The ending line of ‘Sahib-e-Karamat’ has a profound effect on the reader
because of the apathy from the narrators voice. In both ‘Hatak’ and
‘Sahib-e-karamat’ Manto highlights the silence of the women. In ‘Sahib-e-karamat’
the women don’t speak. We see Gina struggling to break free from the maulvi’s
grasp repeatedly without uttering a word. Moreover, the absence of Phatan’s say
in her own divorce, nikkah and reconciliation catches the reader’s attention.
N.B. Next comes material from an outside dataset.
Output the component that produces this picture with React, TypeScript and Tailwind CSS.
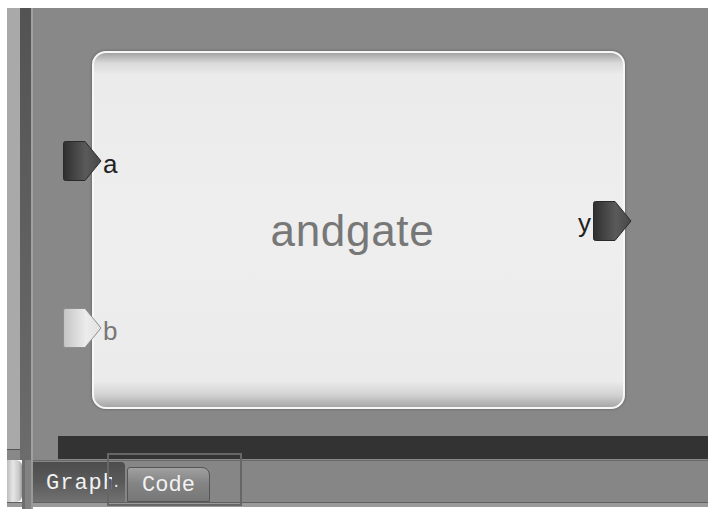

In this story the silence is like a language of the women, it is a reaction in
itself. Compared to this subdued silent existence of women, Saughandi in Hatak
reacts to her lie of a life in a completely different manner. She takes a
stand, makes a decision and even though she comes alive through the ultimate
insult, in the end even she is left with silence - the “haulnaak sanata”. Nothing
changes; their lives go on in the same way. It is as if both a women’s action
and passivity is equivalent. The end is
the same- the hollow empty silence that is their existence. As a reader the
silence is very important, it tells you the story and highlights the social
difference through which it makes them the central figures of the story. Both
the stories show women as existing in the underground world - without which the
world doesn’t work, but they aren’t given a say. In the end the silence is
overwhelming.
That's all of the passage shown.